FIGURE 3. Continuous sensory experiment data acquisition and analysis.

FIGURE 3

The figure focuses on a typical continuous speech listening scenario, where X represents the stimulus feature of interest and Y the preprocessed neural signal. (A) EEG/MEG is recorded as the participant listens to speech segments. Synchronisation triggers are used to epoch data into trials of continuous speech, in contrast to being used to epoch data around discrete stimulus tokens. The value of each trigger corresponds to the index of the audio file (e.g., 1: audio1.wav, 2: audio2.wav).

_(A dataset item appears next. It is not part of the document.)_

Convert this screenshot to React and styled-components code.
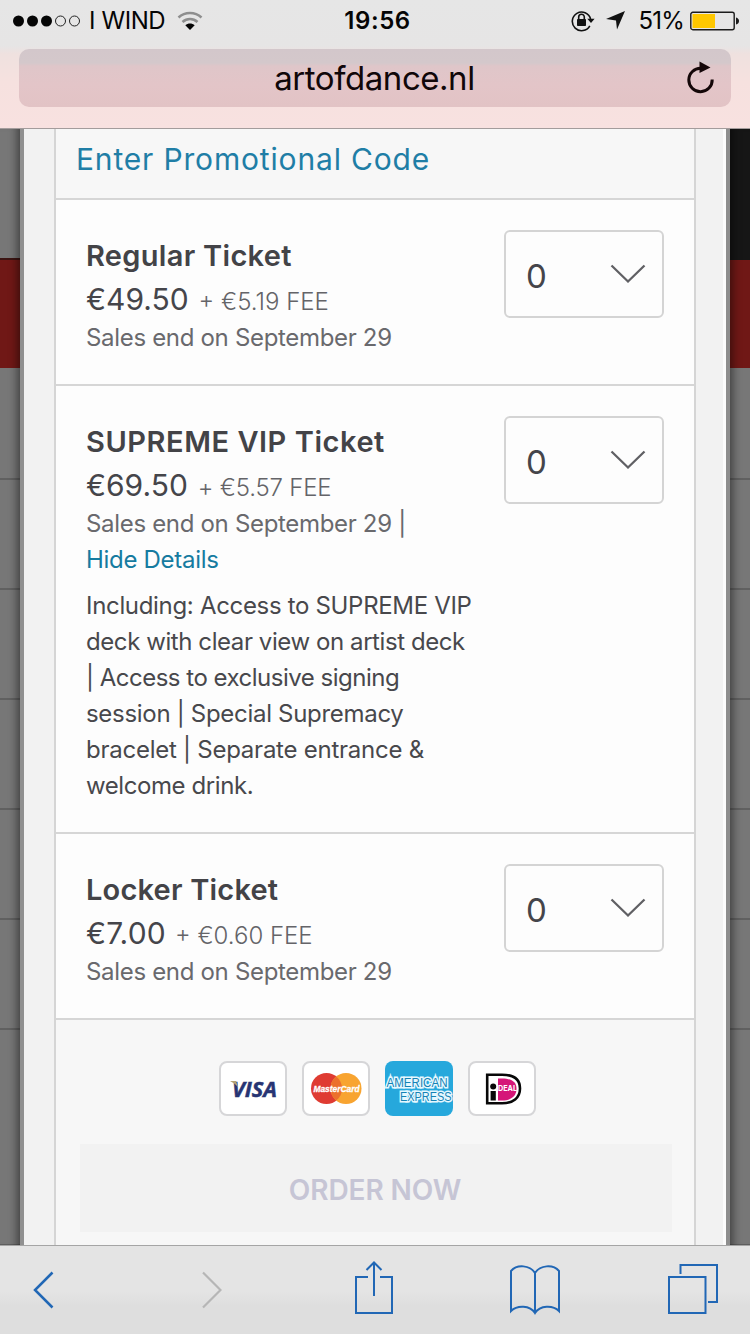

Stimulus features (e.g., sound envelope) are extracted for every audio-file and paired with each corresponding EEG/MEG epoch. (B) Neural data and stimulus feature pairs are organised into data structures, X and Y, that are time synchronized. Trials of continuous responses can be used as the folds for a leave-one-fold-out cross-validation. (C) X and Y can be used to investigate the EEG/MEG encoding of the stimulus features of interest using a forward model (TRF) [37] approach. Conversely, X and Y can be used to build decoding or backward models [38]. While mTRF-based forward and backward models are limited to multivariate-to-univariate mappings, relationships where both X and Y are multivariate can be studied with methods like canonical-correlation analysis (CCA) [31].